EXERCISE REQUIREMENTS:
Pull out all lines from the listing below in which the word "index" appears.

ITEMS:
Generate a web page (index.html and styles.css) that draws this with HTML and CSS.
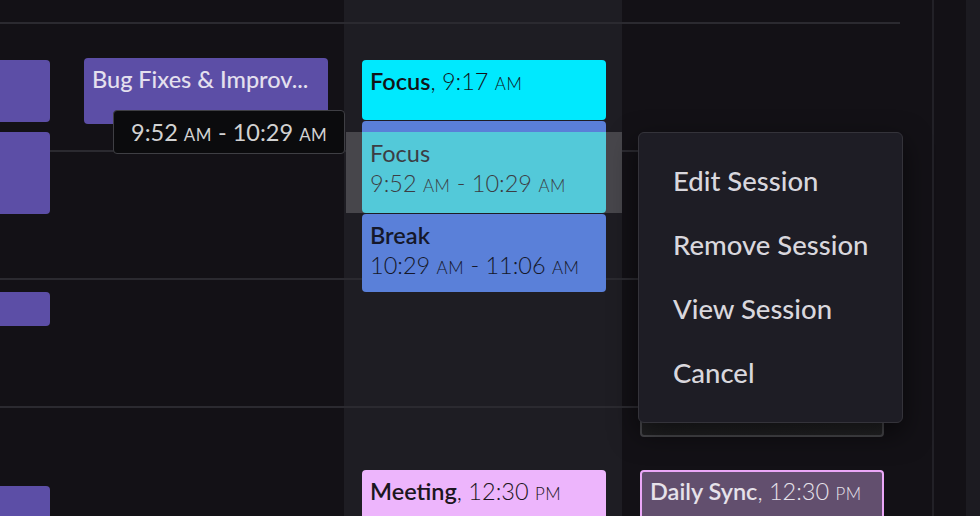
FILE: index.html
```html
<!DOCTYPE html>
<html lang="en">
<head>
<meta charset="utf-8">
<title>Calendar</title>
<link rel="stylesheet" href="styles.css">
</head>
<body>
<div class="app">
  <div class="calendar">
    <div class="columns">
      <div class="day">
        <div class="event purple" style="top:60px;height:62px"></div>
        <div class="event purple" style="top:132px;height:82px"></div>
        <div class="event purple" style="top:292px;height:34px"></div>
        <div class="event purple" style="top:486px;height:60px"></div>
      </div>
      <div class="day">
        <div class="event purple" style="top:58px;height:66px">
          <div class="line"><span class="title-reg">Bug Fixes &amp; Improv...</span></div>
        </div>
      </div>
      <div class="day today">
        <div class="event cyan" style="top:60px;height:60px">
          <div class="line"><span class="title">Focus</span><span class="time">, 9:17 <span class="sc">AM</span></span></div>
        </div>
        <div class="event bluebar" style="top:121px;height:20px"></div>
        <div class="drop-highlight" style="top:132px;height:81px"></div>
        <div class="event teal" style="top:132px;height:81px">
          <div class="line"><span class="title-reg">Focus</span></div>
          <div class="line"><span class="time">9:52 <span class="sc">AM</span> - 10:29 <span class="sc">AM</span></span></div>
        </div>
        <div class="event blue" style="top:214px;height:78px">
          <div class="line"><span class="title">Break</span></div>
          <div class="line"><span class="time">10:29 <span class="sc">AM</span> - 11:06 <span class="sc">AM</span></span></div>
        </div>
        <div class="event pink" style="top:470px;height:80px">
          <div class="line"><span class="title">Meeting</span><span class="time">, 12:30 <span class="sc">PM</span></span></div>
        </div>
      </div>
      <div class="day">
        <div class="event ghost" style="top:360px;height:77px"></div>
        <div class="event sync" style="top:470px;height:80px">
          <div class="line"><span class="title">Daily Sync</span><span class="time">, 12:30 <span class="sc">PM</span></span></div>
        </div>
      </div>
    </div>

    <div class="tooltip">9:52 <span class="sc">AM</span> - 10:29 <span class="sc">AM</span></div>

    <ul class="menu">
      <li>Edit Session</li>
      <li>Remove Session</li>
      <li>View Session</li>
      <li>Cancel</li>
    </ul>
  </div>
  <div class="gutter"></div>
  <div class="divider"></div>
  <div class="side"></div>
  <div class="scrollbar"></div>
</div>
</body>
</html>
```

FILE: styles.css
```css
* { box-sizing: border-box; }

html, body {
  margin: 0;
  padding: 0;
  background: #131116;
  overflow: hidden;
}

body {
  font-family: "Lato", "Noto Sans", sans-serif;
  width: 980px;
  height: 516px;
}

.app {
  display: flex;
  width: 980px;
  height: 516px;
}

.calendar {
  position: relative;
  width: 900px;
  height: 516px;
  flex: none;
}

.columns {
  display: flex;
  margin-left: -212px;
  height: 516px;
  overflow: hidden;
  width: 1112px;
}

.day {
  position: relative;
  flex: none;
  width: 278px;
  height: 516px;
  background: repeating-linear-gradient(to bottom,
    transparent 0, transparent 22px,
    #2b2a30 22px, #2b2a30 24px,
    transparent 24px, transparent 128px);
}

.day.today {
  background-color: #1e1d23;
}

.event {
  position: absolute;
  left: 18px;
  right: 16px;
  border-radius: 4px;
  padding: 6px 8px 0;
  overflow: hidden;
}

.line {
  height: 30px;
  line-height: 30px;
  font-size: 23.5px;
  white-space: nowrap;
}

.title { font-weight: 600; }
.title-reg { font-weight: 500; }
.time { font-weight: 300; }
.sc { font-size: 0.72em; letter-spacing: 0.03em; }

.purple {
  background: #5c4ea6;
  color: #e4e0ee;
}

.cyan {
  background: #00e9fe;
  color: #121419;
}

.bluebar {
  background: #5a7fd8;
  z-index: 1;
}

.drop-highlight {
  position: absolute;
  left: 2px;
  right: 0;
  background: #47464b;
  z-index: 2;
}

.teal {
  background: #53c9d9;
  color: #3c3d44;
  border-radius: 0 0 4px 4px;
  z-index: 3;
}

.teal .title-reg { font-weight: 400; }

.blue {
  background: #5a80d9;
  color: #15182a;
  z-index: 3;
}

.pink {
  background: #edb5fc;
  color: #1c1620;
}

.ghost {
  background: linear-gradient(160deg, #1d1d1f, #242426);
  border: 2px solid #48484c;
}

.sync {
  background: #624f6e;
  border: 2px solid #eba7f8;
  color: #e6e2ea;
  padding: 4px 8px 0;
}

.tooltip {
  position: absolute;
  left: 113px;
  top: 110px;
  width: 232px;
  height: 44px;
  background: #0b0b0d;
  border: 1px solid #3f3f44;
  border-radius: 4px;
  color: #d2d2d2;
  font-size: 23.5px;
  line-height: 42px;
  padding-left: 17px;
  white-space: nowrap;
  z-index: 10;
}

.menu {
  position: absolute;
  left: 638px;
  top: 132px;
  width: 265px;
  height: 291px;
  margin: 0;
  padding: 16px 0 0 0;
  list-style: none;
  background: #1e1d25;
  border: 1px solid #34333a;
  border-radius: 6px;
  box-shadow: 0 10px 28px rgba(0, 0, 0, 0.55);
  z-index: 10;
}

.menu li {
  height: 64px;
  line-height: 64px;
  padding-left: 34px;
  font-size: 27.5px;
  font-weight: 500;
  color: #d9d7dd;
}

.gutter {
  width: 32px;
  flex: none;
}

.divider {
  width: 2px;
  flex: none;
  background: #222127;
}

.side {
  width: 32px;
  flex: none;
}

.scrollbar {
  width: 14px;
  flex: none;
  background: #1c1b21;
}
```
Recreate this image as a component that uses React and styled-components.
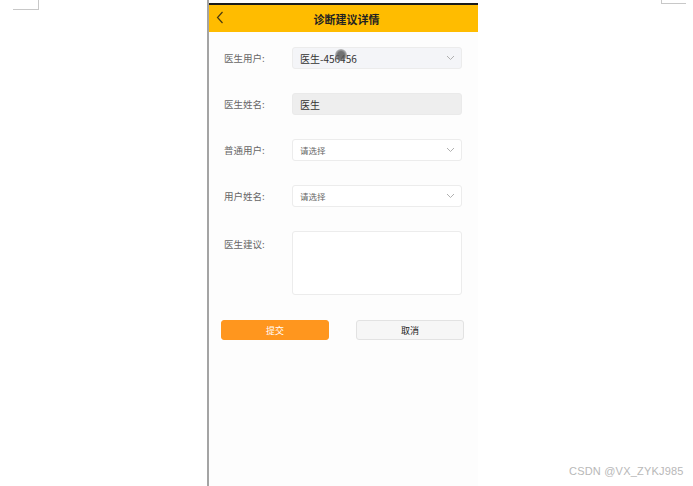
import React from 'react';
import styled, { createGlobalStyle } from 'styled-components';

const GlobalStyle = createGlobalStyle`
  html, body {
    margin: 0;
    padding: 0;
    background: #ffffff;
  }
  body {
    font-family: "Noto Sans CJK SC", "Noto Sans", sans-serif;
  }
`;

const Stage = styled.div`
  position: relative;
  width: 693px;
  height: 486px;
  overflow: hidden;
  background: #ffffff;
`;

const CornerMark = styled.div`
  position: absolute;
  top: 0;
  ${({ side }) => (side === 'left' ? 'left: 13px;' : 'left: 661px;')}
  width: ${({ side }) => (side === 'left' ? '25px' : '24px')};
  height: ${({ side }) => (side === 'left' ? '9px' : '3px')};
  border-bottom: 1px solid #c8c8c8;
  ${({ side }) =>
    side === 'left' ? 'border-right: 1px solid #c8c8c8;' : 'border-left: 1px solid #c8c8c8;'}
`;

const Phone = styled.div`
  margin-left: 207px;
  padding-top: 3px;
  width: 271px;
  height: 486px;
  box-sizing: border-box;
  border-left: 2px solid #a4a4a4;
  display: flex;
  flex-direction: column;
  background: #fdfdfd;
`;

const Header = styled.header`
  height: 27px;
  flex-shrink: 0;
  border-top: 2px solid #1a1a1a;
  background: #ffbc00;
  display: flex;
  align-items: center;
  position: relative;
  justify-content: center;
`;

const Back = styled.svg`
  position: absolute;
  left: 7px;
  top: 6px;
`;

const Title = styled.h1`
  margin: 0 0 0 6px;
  font-size: 11px;
  font-weight: 700;
  color: #222;
`;

const Form = styled.div`
  display: flex;
  flex-direction: column;
  padding: 15px 16px 0 15px;
  gap: 24px;
`;

const Row = styled.div`
  display: flex;
  align-items: ${({ top }) => (top ? 'flex-start' : 'center')};
`;

const Label = styled.span`
  width: 68px;
  flex-shrink: 0;
  font-size: 9.5px;
  color: #666;
  padding-top: ${({ top }) => (top ? '6px' : '0')};
`;

const Field = styled.div`
  flex: 1;
  height: 22px;
  box-sizing: border-box;
  border: 1px solid ${({ disabled }) => (disabled ? '#eaeaea' : '#ececec')};
  border-radius: 3px;
  background: ${({ disabled, tint }) => (disabled ? '#eeeeee' : tint ? '#f4f5f8' : '#ffffff')};
  display: flex;
  align-items: center;
  justify-content: space-between;
  padding: 0 6px 0 7px;
  font-size: ${({ placeholder }) => (placeholder ? '8.5px' : '10px')};
  color: ${({ placeholder }) => (placeholder ? '#666' : '#333')};
  position: relative;
`;

const TextBox = styled.div`
  flex: 1;
  height: 64px;
  box-sizing: border-box;
  border: 1px solid #ececec;
  border-radius: 3px;
  background: #ffffff;
`;

const Spinner = styled.div`
  position: absolute;
  left: 42px;
  top: 1px;
  width: 12px;
  height: 12px;
  border-radius: 50%;
  background: radial-gradient(circle, rgba(90, 90, 90, 0.85) 40%, rgba(120, 120, 120, 0.35) 75%, transparent 100%);
`;

const Buttons = styled.div`
  display: flex;
  justify-content: space-between;
  padding: 25px 14px 0 12px;
`;

const Button = styled.button`
  width: 108px;
  height: 20px;
  box-sizing: border-box;
  border-radius: 3px;
  font-family: inherit;
  font-size: 9px;
  padding: 0;
  cursor: pointer;
  border: 1px solid ${({ primary }) => (primary ? '#ff961e' : '#e2e2e2')};
  background: ${({ primary }) => (primary ? '#ff961e' : '#f6f6f6')};
  color: ${({ primary }) => (primary ? '#ffffff' : '#222')};
`;

const Watermark = styled.div`
  position: absolute;
  left: 569px;
  top: 465px;
  font-family: "Liberation Sans", sans-serif;
  font-size: 11px;
  color: #b8b8b8;
  letter-spacing: 0.2px;
`;

const Chevron = () => (
  <svg width="9" height="6" viewBox="0 0 9 6">
    <path d="M1 1l3.5 3.5L8 1" fill="none" stroke="#b0b0b0" strokeWidth="1" />
  </svg>
);

const App = () => (
  <Stage>
    <GlobalStyle />
    <CornerMark side="left" />
    <CornerMark side="right" />
    <Phone>
      <Header>
        <Back width="8" height="13" viewBox="0 0 8 13">
          <path d="M6.5 1L1.5 6.5l5 5.5" fill="none" stroke="#4a3a10" strokeWidth="1.2" />
        </Back>
        <Title>诊断建议详情</Title>
      </Header>
      <Form>
        <Row>
          <Label>医生用户:</Label>
          <Field tint>
            <span>医生-456456</span>
            <Chevron />
            <Spinner />
          </Field>
        </Row>
        <Row>
          <Label>医生姓名:</Label>
          <Field disabled>
            <span>医生</span>
          </Field>
        </Row>
        <Row>
          <Label>普通用户:</Label>
          <Field placeholder="true">
            <span>请选择</span>
            <Chevron />
          </Field>
        </Row>
        <Row>
          <Label>用户姓名:</Label>
          <Field placeholder="true">
            <span>请选择</span>
            <Chevron />
          </Field>
        </Row>
        <Row top="true">
          <Label top="true">医生建议:</Label>
          <TextBox />
        </Row>
      </Form>
      <Buttons>
        <Button primary="true">提交</Button>
        <Button>取消</Button>
      </Buttons>
    </Phone>
    <Watermark>CSDN @VX_ZYKJ985</Watermark>
  </Stage>
);

export default App;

EXERCISE RESPONSE:
Generate a web page (index.html and styles.css) that draws this with HTML and CSS.
FILE: index.html
  z-index: 1;
  z-index: 2;
  z-index: 3;
  z-index: 3;
  z-index: 10;
  z-index: 10;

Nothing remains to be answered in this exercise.